The request
Set out every line bearing the string "React".

Given material
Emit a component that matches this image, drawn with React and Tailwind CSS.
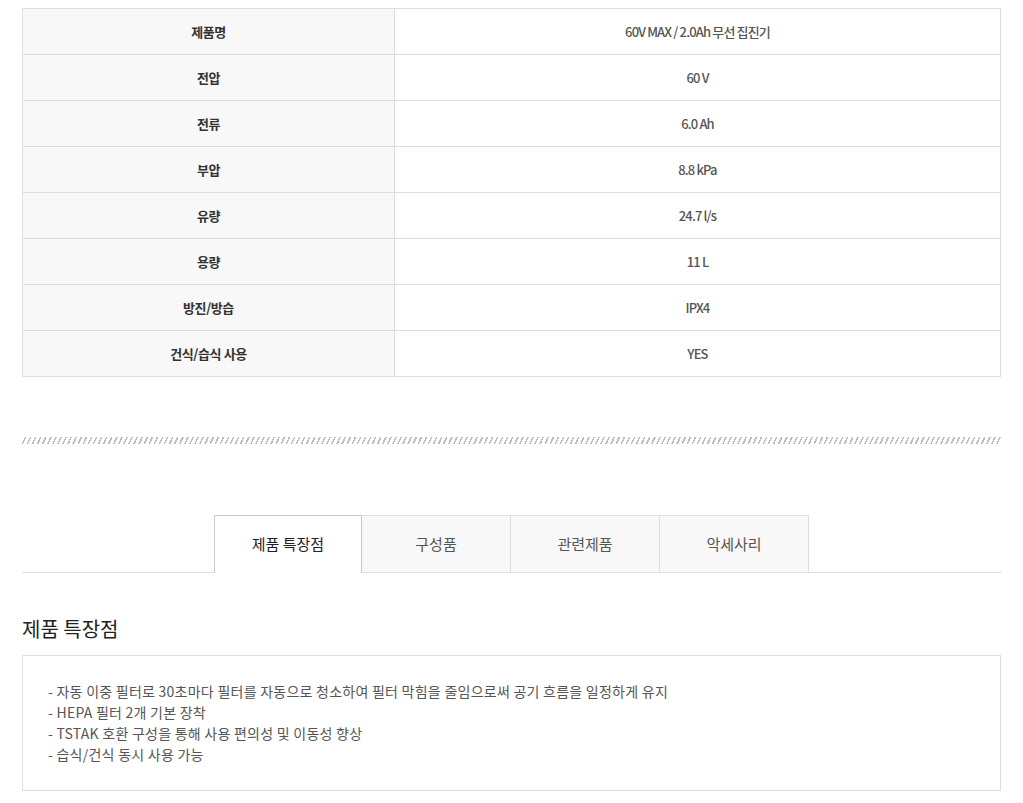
import React from 'react';

const specs = [
  ['제품명', '60V MAX / 2.0Ah 무선 집진기'],
  ['전압', '60 V'],
  ['전류', '6.0 Ah'],
  ['부압', '8.8 kPa'],
  ['유량', '24.7 l/s'],
  ['용량', '11 L'],
  ['방진/방습', 'IPX4'],
  ['건식/습식 사용', 'YES'],
];

const tabs = ['제품 특장점', '구성품', '관련제품', '악세사리'];

const features = [
  '- 자동 이중 필터로 30초마다 필터를 자동으로 청소하여 필터 막힘을 줄임으로써 공기 흐름을 일정하게 유지',
  '- HEPA 필터 2개 기본 장착',
  '- TSTAK 호환 구성을 통해 사용 편의성 및 이동성 향상',
  '- 습식/건식 동시 사용 가능',
];

const App = () => {
  return (
    <div className="bg-white min-h-[803px] px-[22px] pt-2 pb-3 font-['Noto_Sans_CJK_KR','Noto_Sans',sans-serif] text-[#333]">
      <table className="w-[979px] border-collapse border border-[#dddddd] text-[13px]">
        <tbody>
          {specs.map(([label, value]) => (
            <tr key={label} className="h-[46px]">
              <th className="w-[372px] border border-[#dddddd] bg-[#f8f8f8] font-bold text-[#333] text-center tracking-[-0.4px]">
                {label}
              </th>
              <td className="border border-[#dddddd] text-center font-medium text-[#555] tracking-[-0.85px]">{value}</td>
            </tr>
          ))}
        </tbody>
      </table>

      <div className="mt-[60px] h-[7px] w-[979px] bg-[repeating-linear-gradient(115deg,transparent_0px,transparent_2.5px,#bcbcbc_2.5px,#bcbcbc_4px,transparent_4px,transparent_4.6px)]" />

      <div className="mt-[71px] flex justify-center border-b border-[#dddddd] w-[979px]">
        {tabs.map((tab, i) => (
          <div
            key={tab}
            className={
              i === 0
                ? 'w-[148px] h-[58px] -mb-px flex items-center justify-center bg-white border border-b-0 border-[#c8c8c8] text-[15px] text-[#222]'
                : 'w-[149px] h-[57px] flex items-center justify-center bg-[#f8f8f8] border-t border-r border-[#dddddd] text-[15px] text-[#555]'
            }
          >
            {tab}
          </div>
        ))}
      </div>

      <h2 className="mt-[43px] text-[20px] leading-[26px] text-[#222] font-normal">제품 특장점</h2>

      <div className="mt-[13px] w-[979px] h-[136px] border border-[#dddddd] pl-[25px] pt-[25px] text-[14px] leading-[21px] text-[#555] tracking-[0.25px]">
        {features.map((f) => (
          <p key={f}>{f}</p>
        ))}
      </div>
    </div>
  );
};

export default App;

Response for this exercise
Emit a component that matches this image, drawn with React and Tailwind CSS.
import React from 'react';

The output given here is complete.